Y si hablamos de clásicos, la decoración del Tívoli es uno de los mayores atractivos precisamente por el viaje al pasado que supone. Aunque en 1992 hicieron una reforma para adaptarse a los tiempos y renovar suelo y cuartos de baño (un dato curioso es que cuando abrió no había aseo de señoras).  A través de sus paredes se puede conocer la historia del local, con fotos antiguas donde se aprecia en blanco cómo era antes y lo poco que ha cambiado. Los carteles taurinos y de Semana Santa son un signo más del arraigo local. Los azulejos con el nombre del establecimiento vinieron a sustituir a un diseño similar, pero que estaba hecho con pintura.

Entrada principal de El Tívoli. Foto: Cosas de Comé

Aquí tampoco pasa de moda el oficio de tabernero en un forma más auténtica. El equipo del Tívoli no para, incluso en sus momentos más tranquilos, como cuando termina el turno de los desayunos entre semana. Limpiar la cafetera, sacar las tapas, retirar las tazas, limpiar la encimera… ningún camarero se deja caer sobre una columna a mirar el móvil, siempre hay algo que hacer y alguien a quien recibir, como hace Miguel con un “buenos días, caballero” a uno de los clientes que entran a hacer una parada a mediodía.
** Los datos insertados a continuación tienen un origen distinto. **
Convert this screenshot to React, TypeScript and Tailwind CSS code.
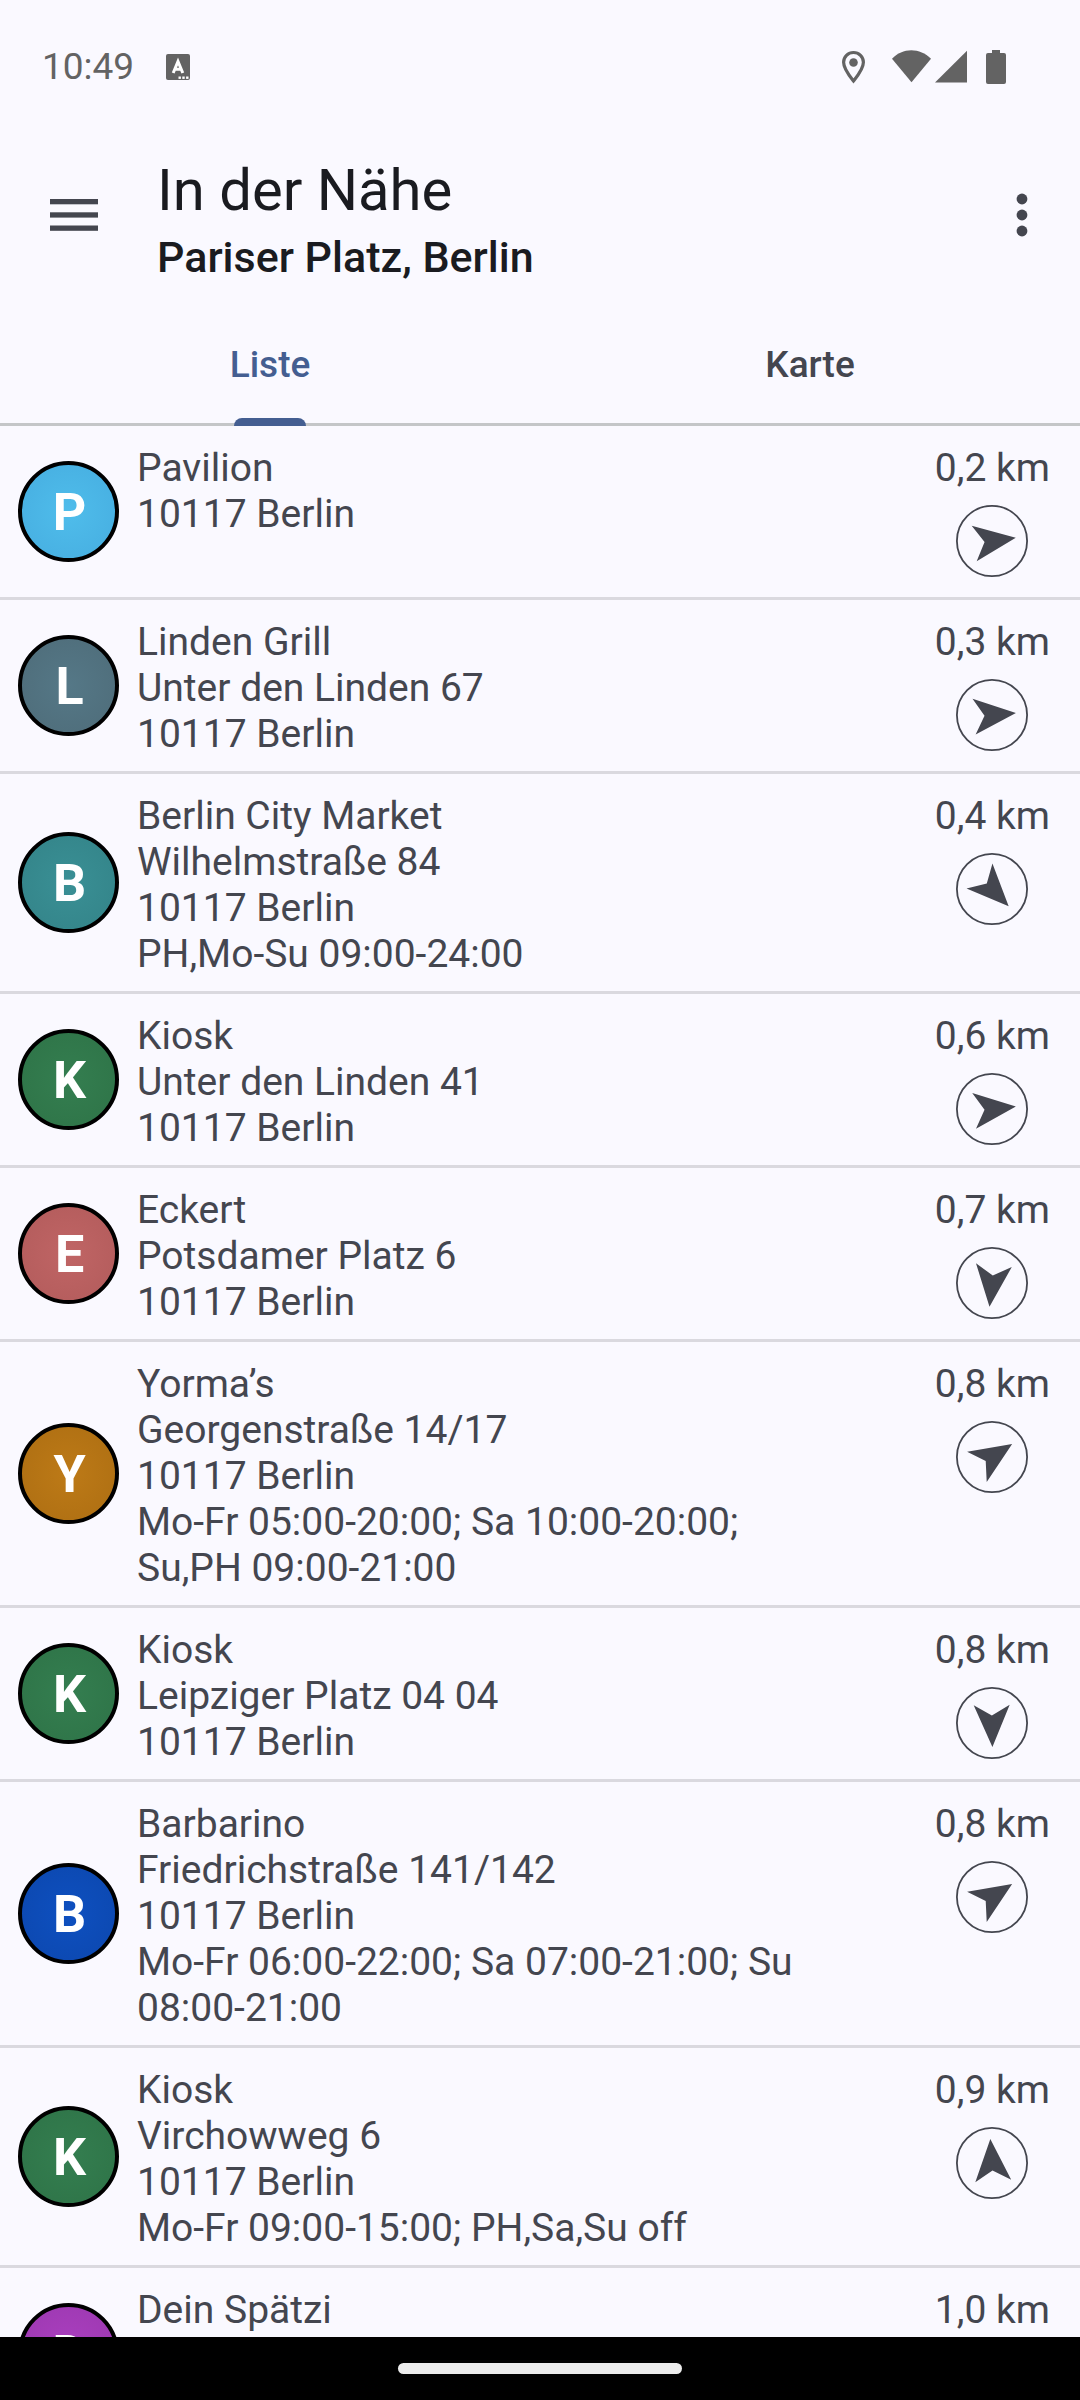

Se nota que tanto él como su hermano han crecido en este negocio, que es mucho más que servir cervezas y tapas. La duda es si habrá una tercera generación familiar que lleva al Tívoli a cumplir el siglo. Todos los hijos de los hermanos Leal Angulo han estudiado desvinculados al negocio como cuenta Miguel: “No los hemos dejado trabajar aquí». Aunque reconoce que le gustaría que El Tívoli siguiera vivo más allá de ellos.
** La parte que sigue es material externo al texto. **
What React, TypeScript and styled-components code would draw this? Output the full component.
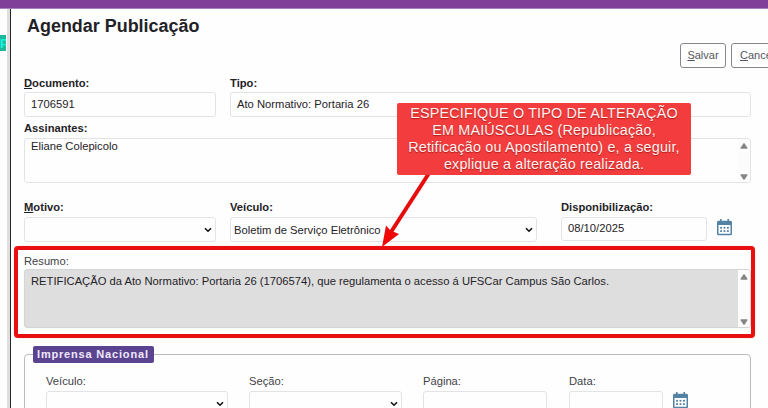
import React from "react";
import styled, { createGlobalStyle } from "styled-components";

const GlobalStyle = createGlobalStyle`
  * { box-sizing: border-box; }
  body { margin: 0; background: #fefefe; overflow: hidden; }
  body, input, select, button { font-family: "Liberation Sans", Arial, sans-serif; }
`;

const Screen = styled.div`
  position: relative;
  width: 768px;
  height: 408px;
  overflow: hidden;
  display: flex;
  flex-direction: column;
  background: #fefefe;
  color: #1f2226;
`;

const TopBar = styled.div`
  flex: none;
  height: 9px;
  background: #80409a;
  border-bottom: 1px solid #a980bb;
`;

const Body = styled.div`
  flex: 1;
  min-height: 0;
  display: flex;
`;

const PageBehind = styled.div`
  flex: none;
  width: 7px;
  padding-top: 26px;
  overflow: hidden;
`;

const Mark = styled.div`
  width: 6px;
  height: 16px;
  overflow: hidden;
  background: #20b69c;
  color: #12f5dc;
  font: bold 13px/17px "Liberation Sans", Arial, sans-serif;
`;

const DialogEdge = styled.div`
  flex: none;
  width: 4px;
  background: #dededc;
  border-right: 1px solid #26282a;
`;

const Dialog = styled.main`
  flex: 1;
  min-width: 0;
  padding: 7px 0 0 13px;
`;

const Title = styled.h1`
  margin: 0 0 0 3px;
  height: 20px;
  font-size: 17.95px;
  line-height: 20px;
  font-weight: bold;
`;

const Actions = styled.div`
  display: flex;
  gap: 5px;
  height: 25px;
  margin: 7px 0 10px 656px;
`;

const ActionButton = styled.button`
  flex: none;
  width: 46px;
  height: 25px;
  padding: 0 0 2px;
  border: 1px solid #85888c;
  border-radius: 3px;
  background: #fefefe;
  color: #54585e;
  font-size: 11px;
  line-height: 14px;
`;

const CancelButton = styled(ActionButton)`
  width: 60px;
  padding-left: 8px;
  text-align: left;
`;

const Row = styled.div<{ $top?: number }>`
  display: flex;
  margin-top: ${(p) => p.$top ?? 0}px;
`;

const Field = styled.div<{ $width: number; $gap?: number }>`
  flex: none;
  width: ${(p) => p.$width}px;
  margin-right: ${(p) => p.$gap ?? 0}px;
`;

const Label = styled.div<{ $bold?: boolean; $height?: number }>`
  height: ${(p) => p.$height ?? 16}px;
  line-height: 14px;
  font-size: 11.2px;
  font-weight: ${(p) => (p.$bold ? "bold" : "normal")};
  color: ${(p) => (p.$bold ? "#1f2226" : "#3e4247")};
  white-space: nowrap;
`;

const Box = styled.div<{ $height?: number; $pad?: number; $lift?: boolean }>`
  display: flex;
  align-items: center;
  justify-content: space-between;
  height: ${(p) => p.$height ?? 25}px;
  padding: 0 3px ${(p) => (p.$lift ? 2 : 0)}px ${(p) => p.$pad ?? 6}px;
  border: 1px solid #e2e3e4;
  border-radius: 3px;
  background: #fefefe;
  font-size: 11.22px;
  line-height: 14px;
  white-space: nowrap;
`;

const ListBox = styled.div<{ $filled?: boolean }>`
  display: flex;
  width: 727px;
  height: ${(p) => (p.$filled ? 59 : 45)}px;
  border: 1px solid ${(p) => (p.$filled ? "#d4d5d6" : "#e2e3e4")};
  border-radius: 3px;
  background: ${(p) => (p.$filled ? "#dedede" : "#fefefe")};
  font-size: 11.22px;
  line-height: 14px;
  overflow: hidden;
`;

const ListText = styled.div<{ $top: number }>`
  flex: 1;
  padding: ${(p) => p.$top}px 0 0 6px;
`;

const Scrollbar = styled.div`
  display: flex;
  flex-direction: column;
  justify-content: space-between;
  align-items: center;
  width: 12px;
  padding: 4px 1px 2px 0;
  background: #fcfcfc;
`;

const IconSlot = styled.div<{ $top: number }>`
  padding-top: ${(p) => p.$top}px;
  height: 0;
`;

const Fieldset = styled.section`
  width: 727px;
  height: 80px;
  margin-top: 26px;
  padding-left: 21px;
  border: 1px solid #b9babc;
  border-radius: 4px;
`;

const Legend = styled.div`
  width: 121px;
  height: 17px;
  margin: -9px 0 11px -13px;
  padding-left: 4px;
  border-radius: 2px;
  background: #5b448f;
  color: #f0e8fa;
  font-size: 11px;
  font-weight: bold;
  line-height: 16px;
  letter-spacing: 0.82px;
  white-space: nowrap;
`;

const Highlight = styled.div`
  position: absolute;
  left: 14px;
  top: 246px;
  width: 741px;
  height: 92px;
  border: 4px solid #e90f10;
  border-radius: 4px;
  box-shadow: 0 0 1px #f58a8a;
`;

const ArrowLayer = styled.svg`
  position: absolute;
  left: 376px;
  top: 170px;
`;

const Callout = styled.div`
  position: absolute;
  left: 397px;
  top: 103px;
  width: 294px;
  height: 72px;
  padding-top: 2px;
  border-radius: 2px;
  background: #f23c3d;
  color: #fff3f1;
  font-size: 14.4px;
  line-height: 17px;
  letter-spacing: 0.16px;
  text-align: center;
  white-space: nowrap;
  text-shadow: 0 1px 1px rgba(120, 0, 0, 0.55);
`;

const Chevron = () => (
  <svg width="8" height="6" viewBox="0 0 8 6">
    <path d="M1 1.2 L4 4.2 L7 1.2" fill="none" stroke="#111" strokeWidth="1.6" />
  </svg>
);

const ScrollArrows = () => (
  <Scrollbar>
    <svg width="8" height="6" viewBox="0 0 8 6">
      <path d="M3.5 0.3 H4.5 L7.6 5 Q7.5 5.7 7 5.7 H1 Q.5 5.7 .4 5Z" fill="#858585" />
    </svg>
    <svg width="8" height="6" viewBox="0 0 8 6">
      <path d="M3.5 5.7 H4.5 L7.6 1 Q7.5 .3 7 .3 H1 Q.5 .3 .4 1Z" fill="#858585" />
    </svg>
  </Scrollbar>
);

const Calendar = () => (
  <svg width="15" height="17" viewBox="0 0 15 17" display="block">
    <path
      fillRule="evenodd"
      fill="#5482a5"
      d="M3 0h1.6v1.7h5.8V0H12v1.7h1.5Q15 1.7 15 3.2v11.6q0 1.5-1.5 1.5h-12Q0 16.300 0 14.800V3.200Q0 1.700 1.500 1.700H3ZM1.500 6v8.200q0 .6.6.6h10.800q.6 0 .6-.6V6Z"
    />
    <g fill="#5482a5">
      {[3.2, 6.6, 10].map((x) =>
        [7.9, 11.2].map((y) => <rect key={`${x}-${y}`} x={x} y={y} width="1.8" height="1.8" />)
      )}
    </g>
  </svg>
);

export default function App() {
  return (
    <>
      <GlobalStyle />
      <Screen>
        <TopBar />
        <Body>
          <PageBehind>
            <Mark>P</Mark>
          </PageBehind>
          <DialogEdge />
          <Dialog>
            <Title>Agendar Publicação</Title>
            <Actions>
              <ActionButton><u>S</u>alvar</ActionButton>
              <CancelButton><u>C</u>ancelar</CancelButton>
            </Actions>
            <Row $top={-2}>
              <Field $width={192} $gap={14}>
                <Label $bold><u>D</u>ocumento:</Label>
                <Box $lift>1706591</Box>
              </Field>
              <Field $width={521}>
                <Label $bold>Tipo:</Label>
                <Box $lift>Ato Normativo: Portaria 26</Box>
              </Field>
            </Row>
            <Row $top={4}>
              <Field $width={727}>
                <Label $bold $height={17}>Assinantes:</Label>
                <ListBox>
                  <ListText $top={0}>Eliane Colepicolo</ListText>
                  <ScrollArrows />
                </ListBox>
              </Field>
            </Row>
            <Row $top={17}>
              <Field $width={192} $gap={14}>
                <Label $bold $height={17}><u>M</u>otivo:</Label>
                <Box><span /><Chevron /></Box>
              </Field>
              <Field $width={307} $gap={24}>
                <Label $bold $height={17}>Veículo:</Label>
                <Box $pad={3}>Boletim de Serviço Eletrônico<Chevron /></Box>
              </Field>
              <Field $width={146} $gap={10}>
                <Label $bold $height={17}>Disponibilização:</Label>
                <Box $height={24} $lift>08/10/2025</Box>
              </Field>
              <IconSlot $top={19}><Calendar /></IconSlot>
            </Row>
            <Row $top={12}>
              <Field $width={727}>
                <Label $height={15}>Resumo:</Label>
                <ListBox $filled>
                  <ListText $top={4}>
                    RETIFICAÇÃO da Ato Normativo: Portaria 26 (1706574), que regulamenta o acesso á UFSCar Campus São Carlos.
                  </ListText>
                  <ScrollArrows />
                </ListBox>
              </Field>
            </Row>
            <Fieldset>
              <Legend>Imprensa Nacional</Legend>
              <Row>
                <Field $width={182} $gap={21}>
                  <Label $height={17}>Veículo:</Label>
                  <Box><span /><Chevron /></Box>
                </Field>
                <Field $width={153} $gap={21}>
                  <Label $height={17}>Seção:</Label>
                  <Box><span /><Chevron /></Box>
                </Field>
                <Field $width={124} $gap={22}>
                  <Label $height={17}>Página:</Label>
                  <Box />
                </Field>
                <Field $width={94} $gap={10}>
                  <Label $height={17}>Data:</Label>
                  <Box />
                </Field>
                <IconSlot $top={18}><Calendar /></IconSlot>
              </Row>
            </Fieldset>
          </Dialog>
        </Body>
        <Highlight />
        <ArrowLayer width="60" height="80" viewBox="376 170 60 80">
          <path d="M428.500 174 L391 232" stroke="#e60c0d" strokeWidth="4" />
          <path d="M382 247 L386 225.500 L390.500 230.500 L399 234Z" fill="#ee0808" />
        </ArrowLayer>
        <Callout>
          ESPECIFIQUE O TIPO DE ALTERAÇÃO<br />
          EM MAIÚSCULAS (Republicação,<br />
          Retificação ou Apostilamento) e, a seguir,<br />
          explique a alteração realizada.
        </Callout>
      </Screen>
    </>
  );
}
La cocina de montaditos de El Tívoli no es carne de cañón para ninguna guía de estrellas. Sin embargo, la conciencia de negocio, de la excelencia de cada una de las partes que lo componen y de la espontaneidad de su servicio (y la impecable limpieza del local), sí que son de lo más deseable para cualquiera que guste de esto del comer, el beber y el departir. Dan buena cuenta de ello los clientes más antiguos, que vuelven, con sus hijos y nietos, a parar y compartir como es costumbre, entre las paredes del Tívoli.